Written problem = Copy out the data exactly, leaving the pictures behind.

Data lines =
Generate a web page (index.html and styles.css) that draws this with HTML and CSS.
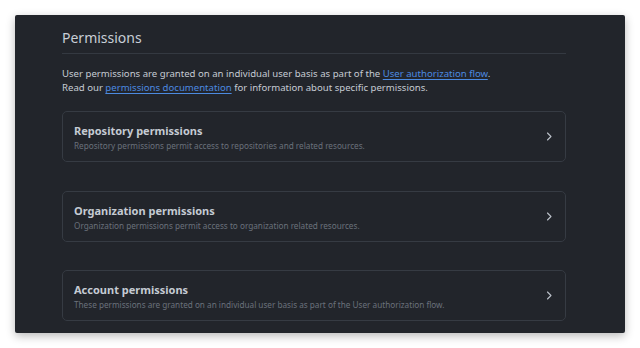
FILE: index.html
```html
<!DOCTYPE html>
<html lang="en">
<head>
<meta charset="utf-8">
<title>Permissions</title>
<link rel="stylesheet" href="styles.css">
</head>
<body>
<div class="window">
  <div class="content">
    <h2 class="title">Permissions</h2>
    <p class="intro">User permissions are granted on an individual user basis as part of the <a href="#">User authorization flow</a>.<br>Read our <a href="#">permissions documentation</a> for information about specific permissions.</p>
    <div class="list">
      <div class="perm">
        <div class="perm-text">
          <div class="perm-name">Repository permissions</div>
          <div class="perm-desc">Repository permissions permit access to repositories and related resources.</div>
        </div>
        <svg class="chev" viewBox="0 0 16 16" width="13" height="13"><path d="M6.22 3.22a.75.75 0 0 1 1.06 0l4.25 4.25a.75.75 0 0 1 0 1.06l-4.25 4.25a.75.75 0 0 1-1.06-1.06L9.94 8 6.22 4.28a.75.75 0 0 1 0-1.06Z"/></svg>
      </div>
      <div class="perm">
        <div class="perm-text">
          <div class="perm-name">Organization permissions</div>
          <div class="perm-desc">Organization permissions permit access to organization related resources.</div>
        </div>
        <svg class="chev" viewBox="0 0 16 16" width="13" height="13"><path d="M6.22 3.22a.75.75 0 0 1 1.06 0l4.25 4.25a.75.75 0 0 1 0 1.06l-4.25 4.25a.75.75 0 0 1-1.06-1.06L9.94 8 6.22 4.28a.75.75 0 0 1 0-1.06Z"/></svg>
      </div>
      <div class="perm">
        <div class="perm-text">
          <div class="perm-name">Account permissions</div>
          <div class="perm-desc">These permissions are granted on an individual user basis as part of the User authorization flow.</div>
        </div>
        <svg class="chev" viewBox="0 0 16 16" width="13" height="13"><path d="M6.22 3.22a.75.75 0 0 1 1.06 0l4.25 4.25a.75.75 0 0 1 0 1.06l-4.25 4.25a.75.75 0 0 1-1.06-1.06L9.94 8 6.22 4.28a.75.75 0 0 1 0-1.06Z"/></svg>
      </div>
    </div>
  </div>
</div>
</body>
</html>
```

FILE: styles.css
```css
html, body {
  margin: 0;
  padding: 0;
  background: #ffffff;
}
body {
  font-family: "Noto Sans", "DejaVu Sans", sans-serif;
  padding: 15px;
}
.window {
  width: 610px;
  height: 318px;
  background: #22252b;
  border-radius: 2px;
  box-shadow: 0 3px 10px rgba(0, 0, 0, 0.28);
  overflow: hidden;
  box-sizing: border-box;
  padding: 0 59px 0 47px;
}
.content {
  padding-top: 10px;
}
.title {
  margin: 0;
  font-size: 14px;
  font-weight: 400;
  line-height: 26px;
  color: #c8ced6;
  border-bottom: 1px solid #343941;
  padding-bottom: 2px;
}
.intro {
  margin: 13px 0 0;
  font-size: 9.6px;
  line-height: 14px;
  color: #c5cbd3;
}
.intro a {
  color: #4c8ae0;
  text-decoration: underline;
  text-underline-offset: 2px;
}
.list {
  margin-top: 16px;
  display: flex;
  flex-direction: column;
  gap: 28.5px;
}
.perm {
  height: 51px;
  box-sizing: border-box;
  border: 1px solid #363b43;
  border-radius: 5px;
  display: flex;
  align-items: flex-start;
  padding: 11px 10px 0 11px;
}
.perm-text {
  flex: 1;
}
.perm-name {
  font-size: 11px;
  font-weight: 700;
  color: #c5cbd3;
  line-height: 15px;
}
.perm-desc {
  font-size: 8.2px;
  color: #6a717b;
  line-height: 15px;
}
.chev {
  fill: #b8bec6;
  align-self: center;
  margin-top: -11px;
}
```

Solved exercise =
Generate a web page (index.html and styles.css) that draws this with HTML and CSS.
FILE: index.html
```html
<!DOCTYPE html>
<html lang="en">
<head>
<meta charset="utf-8">
<title>Permissions</title>
<link rel="stylesheet" href="styles.css">
</head>
<body>
<div class="window">
  <div class="content">
    <h2 class="title">Permissions</h2>
    <p class="intro">User permissions are granted on an individual user basis as part of the <a href="#">User authorization flow</a>.<br>Read our <a href="#">permissions documentation</a> for information about specific permissions.</p>
    <div class="list">
      <div class="perm">
        <div class="perm-text">
          <div class="perm-name">Repository permissions</div>
          <div class="perm-desc">Repository permissions permit access to repositories and related resources.</div>
        </div>
        <svg class="chev" viewBox="0 0 16 16" width="13" height="13"><path d="M6.22 3.22a.75.75 0 0 1 1.06 0l4.25 4.25a.75.75 0 0 1 0 1.06l-4.25 4.25a.75.75 0 0 1-1.06-1.06L9.94 8 6.22 4.28a.75.75 0 0 1 0-1.06Z"/></svg>
      </div>
      <div class="perm">
        <div class="perm-text">
          <div class="perm-name">Organization permissions</div>
          <div class="perm-desc">Organization permissions permit access to organization related resources.</div>
        </div>
        <svg class="chev" viewBox="0 0 16 16" width="13" height="13"><path d="M6.22 3.22a.75.75 0 0 1 1.06 0l4.25 4.25a.75.75 0 0 1 0 1.06l-4.25 4.25a.75.75 0 0 1-1.06-1.06L9.94 8 6.22 4.28a.75.75 0 0 1 0-1.06Z"/></svg>
      </div>
      <div class="perm">
        <div class="perm-text">
          <div class="perm-name">Account permissions</div>
          <div class="perm-desc">These permissions are granted on an individual user basis as part of the User authorization flow.</div>
        </div>
        <svg class="chev" viewBox="0 0 16 16" width="13" height="13"><path d="M6.22 3.22a.75.75 0 0 1 1.06 0l4.25 4.25a.75.75 0 0 1 0 1.06l-4.25 4.25a.75.75 0 0 1-1.06-1.06L9.94 8 6.22 4.28a.75.75 0 0 1 0-1.06Z"/></svg>
      </div>
    </div>
  </div>
</div>
</body>
</html>
```

FILE: styles.css
```css
html, body {
  margin: 0;
  padding: 0;
  background: #ffffff;
}
body {
  font-family: "Noto Sans", "DejaVu Sans", sans-serif;
  padding: 15px;
}
.window {
  width: 610px;
  height: 318px;
  background: #22252b;
  border-radius: 2px;
  box-shadow: 0 3px 10px rgba(0, 0, 0, 0.28);
  overflow: hidden;
  box-sizing: border-box;
  padding: 0 59px 0 47px;
}
.content {
  padding-top: 10px;
}
.title {
  margin: 0;
  font-size: 14px;
  font-weight: 400;
  line-height: 26px;
  color: #c8ced6;
  border-bottom: 1px solid #343941;
  padding-bottom: 2px;
}
.intro {
  margin: 13px 0 0;
  font-size: 9.6px;
  line-height: 14px;
  color: #c5cbd3;
}
.intro a {
  color: #4c8ae0;
  text-decoration: underline;
  text-underline-offset: 2px;
}
.list {
  margin-top: 16px;
  display: flex;
  flex-direction: column;
  gap: 28.5px;
}
.perm {
  height: 51px;
  box-sizing: border-box;
  border: 1px solid #363b43;
  border-radius: 5px;
  display: flex;
  align-items: flex-start;
  padding: 11px 10px 0 11px;
}
.perm-text {
  flex: 1;
}
.perm-name {
  font-size: 11px;
  font-weight: 700;
  color: #c5cbd3;
  line-height: 15px;
}
.perm-desc {
  font-size: 8.2px;
  color: #6a717b;
  line-height: 15px;
}
.chev {
  fill: #b8bec6;
  align-self: center;
  margin-top: -11px;
}
```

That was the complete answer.